Noi italiani siamo abbonati alle figuracce; basterebbe leggere quanto scrive Montanelli partendo dall’Unità d’Italia: il nostro Paese ne esce malissimo. Molto peggio di quanto scrivono eminenti storici stranieri, stranamente più indulgenti. Conoscendo bene noi stessi, rifuggiamo dall’indulgenza e laceriamo le nostre carni quasi con voluttà, ebbri di compiaciuto piacere nel dimostrarci più realisti del re e nel mettere a nudo i nostri peggiori difetti. Bertone (Vittorio De Sica) è uno che si arrabatta per campare in un Paese ormai in sfacelo. Per farlo, non disdegna di vantare amicizie (fasulle) nel comando tedesco e carpire la buona fede di familiari di persone arrestate dagli occupanti al solo scopo di spillare loro denaro, cercare di appioppare patacche a sprovveduti, vivere dei più miserevoli espedienti, sempre pronto a gabbare il prossimo (fossero pure amici, amanti) pur di racimolare qualche soldo per perderlo magari subito dopo al gioco. In breve, è un miserabile mascalzone. I tedeschi lo arrestano perché lo ha denunciato una povera donna il cui marito è stato fucilato dai nazisti, furiosa  per essere stata presa in giro da Bertone che invece le assicurava che presto sarebbe stato liberato. Il comandante tedesco, che lo conosce, escogita un piano per scoprire i capi della Resistenza. Facendogli assumere l’identità di un generale badogliano, Della Rovere, lo fa imprigionare nel carcere in cui si trova il capo della resistenza a Milano, di cui però non si conosce la vera identità. Egli dovrà scoprirlo e denunciarlo al comandante. Il finale è del tutto imprevisto. Bertone si immolerà, interpretando, stavolta in modo eroico, l’ennesimo atto di cialtroneria stavolta contro il proprio tornaconto.
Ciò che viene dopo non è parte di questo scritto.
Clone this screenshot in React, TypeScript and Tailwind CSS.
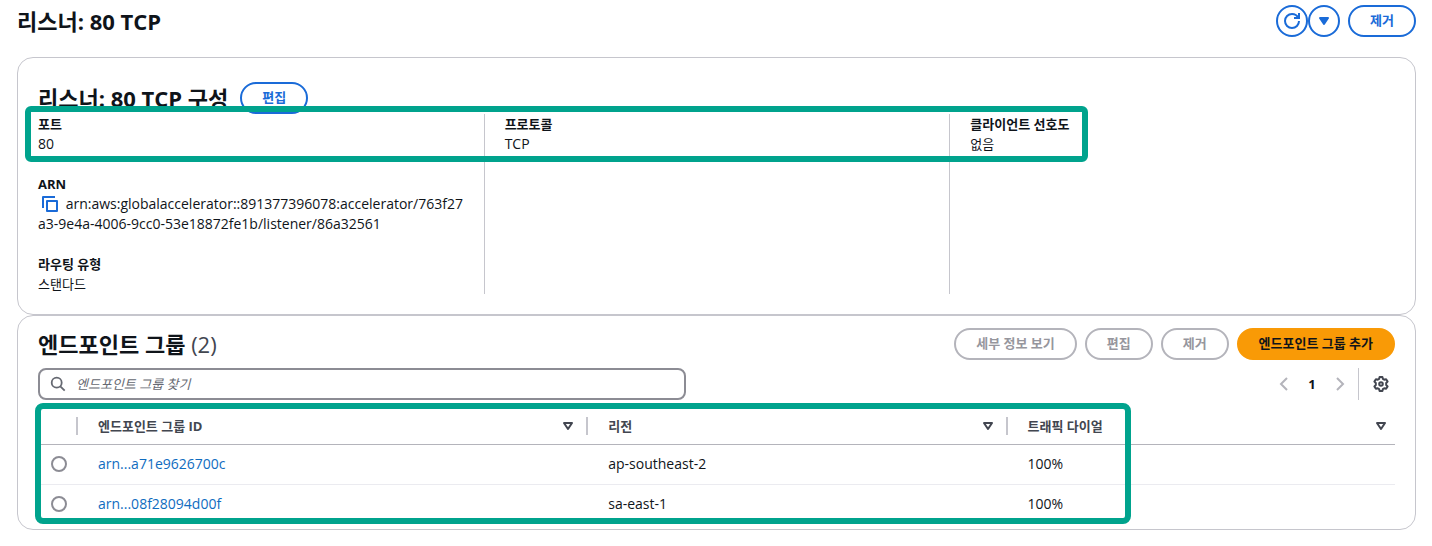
import React from "react"
import clsx from "clsx"

type EndpointGroup = {
  id: string
  region: string
  dial: string
}

const groups: EndpointGroup[] = [
  { id: "arn...a71e9626700c", region: "ap-southeast-2", dial: "100%" },
  { id: "arn...08f28094d00f", region: "sa-east-1", dial: "100%" },
]

const columns = ["엔드포인트 그룹 ID", "리전", "트래픽 다이얼"]

const buttonVariants = {
  normal: "border-[#1a6bd8] text-[#1a6bd8]",
  disabled: "border-[#b4b4bb] text-[#96969d]",
  primary: "border-[#f99a06] bg-[#f99a06] text-[#0f141a]",
}

function Button({
  variant = "normal",
  children,
}: {
  variant?: keyof typeof buttonVariants
  children: React.ReactNode
}) {
  return (
    <button
      type="button"
      disabled={variant === "disabled"}
      className={clsx(
        "flex h-8 shrink-0 items-center rounded-full border-2 px-5 pb-0.5 font-bold whitespace-nowrap",
        buttonVariants[variant]
      )}
    >
      {children}
    </button>
  )
}

function IconButton({
  label,
  children,
}: {
  label: string
  children: React.ReactNode
}) {
  return (
    <button
      type="button"
      aria-label={label}
      className="flex size-8 items-center justify-center rounded-full border-2 border-[#1a6bd8] text-[#1a6bd8]"
    >
      {children}
    </button>
  )
}

function Field({
  label,
  latin,
  children,
}: {
  label: string
  latin?: boolean
  children: React.ReactNode
}) {
  return (
    <div>
      <dt className="font-bold">{label}</dt>
      <dd className={clsx("break-all", latin && "text-sm leading-5")}>{children}</dd>
    </div>
  )
}

function RefreshIcon() {
  return (
    <svg viewBox="0 0 16 16" className="size-4" fill="none" stroke="currentColor" strokeWidth="2">
      <path d="M15 8c0 3.87-3.13 7-7 7s-7-3.13-7-7 3.13-7 7-7c2.79 0 5.2 1.63 6.33 4" />
      <path d="M10 5h5V0" />
    </svg>
  )
}

function CopyIcon() {
  return (
    <svg viewBox="0 0 16 16" className="size-4" fill="none" stroke="currentColor" strokeWidth="2" strokeLinejoin="round">
      <path d="M15 5H5v10h10V5Z" />
      <path d="M13 1H1v11" />
    </svg>
  )
}

function SearchIcon() {
  return (
    <svg viewBox="0 0 16 16" className="size-4 shrink-0" fill="none" stroke="currentColor" strokeWidth="1.8">
      <circle cx="6.7" cy="6.7" r="5" />
      <path d="m10.3 10.3 4.4 4.4" />
    </svg>
  )
}

function GearIcon() {
  return (
    <svg viewBox="0 0 16 16" className="size-4" fill="none" stroke="currentColor" strokeWidth="2" strokeLinejoin="round">
      <path d="M9.4 1H6.6L6.1 2.9 4.8 3.7 2.9 3.2 1.4 5.6 2.8 7v2L1.4 10.4l1.5 2.4 1.9-.5 1.3.8.5 1.9h2.8l.5-1.9 1.3-.8 1.9.5 1.5-2.4L13.2 9V7l1.4-1.4-1.5-2.4-1.9.5-1.3-.8L9.4 1Z" />
      <circle cx="8" cy="8" r="1.8" />
    </svg>
  )
}

function Chevron({ direction }: { direction: "left" | "right" }) {
  return (
    <svg viewBox="0 0 16 16" className="size-4" fill="none" stroke="currentColor" strokeWidth="2">
      <path d={direction === "left" ? "M11 2 5 8l6 6" : "m5 2 6 6-6 6"} />
    </svg>
  )
}

function SortIcon({ filled }: { filled?: boolean }) {
  return (
    <svg viewBox="0 0 16 16" className="size-4" fill={filled ? "currentColor" : "none"} stroke="currentColor" strokeWidth="2" strokeLinejoin="round">
      <path d="M4 5h8l-4 6-4-6Z" />
    </svg>
  )
}

export default function App() {
  return (
    <main className="min-h-screen bg-white pt-[5px] pr-4 pb-4 pl-[17px] font-['Open_Sans','Noto_Sans_CJK_KR',sans-serif] text-[13px] leading-5 text-[#0f141a]">
      <header className="flex h-8 items-center justify-between">
        <h1 className="text-[22px] leading-8 font-bold">리스너: 80 TCP</h1>
        <div className="flex">
          <IconButton label="새로 고침">
            <RefreshIcon />
          </IconButton>
          <IconButton label="새로 고침 옵션">
            <SortIcon filled />
          </IconButton>
          <div className="ml-2 flex">
            <Button>제거</Button>
          </div>
        </div>
      </header>

      {/* Listener configuration */}
      <section className="mt-5 rounded-2xl border border-[#c6c6cd] px-5 pt-6 pb-5">
        <div className="flex h-8 items-center gap-3">
          <h2 className="text-[22px] leading-8 font-bold">리스너: 80 TCP 구성</h2>
          <Button>편집</Button>
        </div>
        <div className="relative -mx-5">
          <dl className="grid grid-cols-3">
            <div className="flex flex-col gap-5 px-5">
              <Field label="포트" latin>80</Field>
              <Field label="ARN" latin>
                <button type="button" aria-label="ARN 복사" className="mx-1 mt-0.5 inline-block h-4 align-text-top text-[#1a6bd8]">
                  <CopyIcon />
                </button>{" "}
                arn:aws:globalaccelerator::891377396078:accelerator/763f27a3-9e4a-4006-9cc0-53e18872fe1b/listener/86a32561
              </Field>
              <Field label="라우팅 유형">스탠다드</Field>
            </div>
            <div className="border-l border-[#c6c6cd] px-5">
              <Field label="프로토콜" latin>TCP</Field>
            </div>
            <div className="border-l border-[#c6c6cd] px-5">
              <Field label="클라이언트 선호도">없음</Field>
            </div>
          </dl>
          <div className="pointer-events-none absolute -top-2 left-[7px] h-14 w-[1063px] rounded-md border-6 border-[#00a38d]" />
        </div>
      </section>

      {/* Endpoint groups */}
      <section className="rounded-2xl border border-[#c6c6cd] px-5 pt-3 pb-[5px]">
        <div className="flex items-center justify-between">
          <h2 className="text-[22px] leading-8 font-bold">
            엔드포인트 그룹 <span className="font-normal text-[#424650]">(2)</span>
          </h2>
          <div className="flex gap-2">
            <Button variant="disabled">세부 정보 보기</Button>
            <Button variant="disabled">편집</Button>
            <Button variant="disabled">제거</Button>
            <Button variant="primary">엔드포인트 그룹 추가</Button>
          </div>
        </div>

        <div className="mt-2 flex items-center justify-between">
          <label className="flex h-8 w-[648px] items-center gap-2.5 rounded-lg border-2 border-[#8c8c94] px-2.5 text-[#656871]">
            <SearchIcon />
            <input
              type="search"
              aria-label="엔드포인트 그룹 찾기"
              placeholder="엔드포인트 그룹 찾기"
              className="min-w-0 flex-1 outline-none placeholder:text-[#656871] placeholder:italic"
            />
          </label>
          <div className="flex items-center">
            <nav aria-label="페이지" className="flex items-center gap-3 text-[#b4b4bb]">
              <button type="button" aria-label="이전 페이지" disabled>
                <Chevron direction="left" />
              </button>
              <button type="button" className="w-4 text-center font-bold text-[#0f141a]">
                1
              </button>
              <button type="button" aria-label="다음 페이지" disabled>
                <Chevron direction="right" />
              </button>
            </nav>
            <div className="ml-2.5 flex h-8 items-center border-l border-[#c6c6cd] pr-1.5 pl-3.5">
              <button type="button" aria-label="기본 설정" className="text-[#424650]">
                <GearIcon />
              </button>
            </div>
          </div>
        </div>

        <div className="relative pt-2">
          <table className="w-full table-fixed border-collapse text-left">
            <colgroup>
              <col className="w-10" />
              <col className="w-[37.6%]" />
              <col className="w-[30.9%]" />
              <col />
            </colgroup>
            <thead>
              <tr className="h-9 border-b border-[#b4b4bb] text-[#424650]">
                <th className="p-0">
                  <div className="h-[18px] border-r-2 border-[#c6c6cd]" />
                </th>
                {columns.map((name, idx) => (
                  <th key={name} className="p-0 font-bold">
                    <div
                      className={clsx(
                        "flex h-[18px] items-center justify-between pl-5",
                        idx < columns.length - 1 ? "border-r-2 border-[#c6c6cd] pr-2.5" : "pr-1.5"
                      )}
                    >
                      {name}
                      <button type="button" aria-label={`${name} 정렬`}>
                        <SortIcon />
                      </button>
                    </div>
                  </th>
                ))}
              </tr>
            </thead>
            <tbody className="text-sm leading-5">
              {groups.map((group) => (
                <tr key={group.id} className="h-10 border-b border-[#ebebf0] last:border-b-0">
                  <td className="p-0 pl-[13px]">
                    <input
                      type="radio"
                      name="endpoint-group"
                      aria-label={group.id}
                      className="block size-4 appearance-none rounded-full border-2 border-[#8c8c94] checked:border-[5px] checked:border-[#1a6bd8]"
                    />
                  </td>
                  <td className="p-0 pl-5">
                    <a href="#" className="text-[#0f6cbf]">
                      {group.id}
                    </a>
                  </td>
                  <td className="p-0 pl-5">{group.region}</td>
                  <td className="p-0 pl-5">{group.dial}</td>
                </tr>
              ))}
            </tbody>
          </table>
          <div className="pointer-events-none absolute top-[3px] -left-[3px] h-[121px] w-[1096px] rounded-lg border-6 border-[#00a38d]" />
        </div>
      </section>
    </main>
  )
}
Bertone insomma rappresenta l’italiano “furbo”, inaffidabile, cialtrone e superficiale pronto a tutto pur di trarre vantaggi. Salvo poi, davanti al disprezzo del mondo intero, essere capace, in uno scatto d’orgoglio e dignità, riscattare una vita miseranda con un atto eroico sublime. Pensavo a Bertone quando, recentemente, a Bruxelles, Sarkozy e la Merkel si permettevano sorrisini tra l’ilarità dei presenti, nei confronti del nostro Paese. Salvo poi, di fronte a una manovra disperata, a una leadership seria ed autorevole, assumere un atteggiamento di rispetto quale si conviene verso una Nazione fondatrice dell’Europa.

Rossellini durò molta fatica a convincere De Sica ad interpretare un ruolo drammatico: ma il risultato gli diede ragione. E’ una delle sue migliori interpretazioni. E’ memorabile il suo discorso improvvisato davanti al plotone di esecuzione, quando approfittando del falso ruolo affidatogli dai nazisti, lo capovolge riappropriandosi, in un batter d’occhio, della propria dignità e del proprio orgoglio di italiano. Così come è straordinariamente “vero”, “autentico” il momento in cui, mentre i detenuti attendono, ignari, il plotone d’esecuzione, il rabbino chiama a raccolta i suoi, consapevole di ciò che sta per accadere. E non è retorico il modo in cui Bertone apostrofa il comandante Muller (un grande Hannes Messemer) che gli ordina di denunciare i capi della Resistenza. “Che ne sa lei di cosa può accadere in  notti così?”.

Rossellini realizza un film magistrale perché riesce come nessuno a unire il dramma alla commedia, a interpretare in modo così autentico lo spirito, l’animo italiano, pronto a farsi sbeffeggiare, deridere, umiliare ma capace anche, arrivato il momento decisivo, di riscattarsi in un estremo e sublime atto di dignità.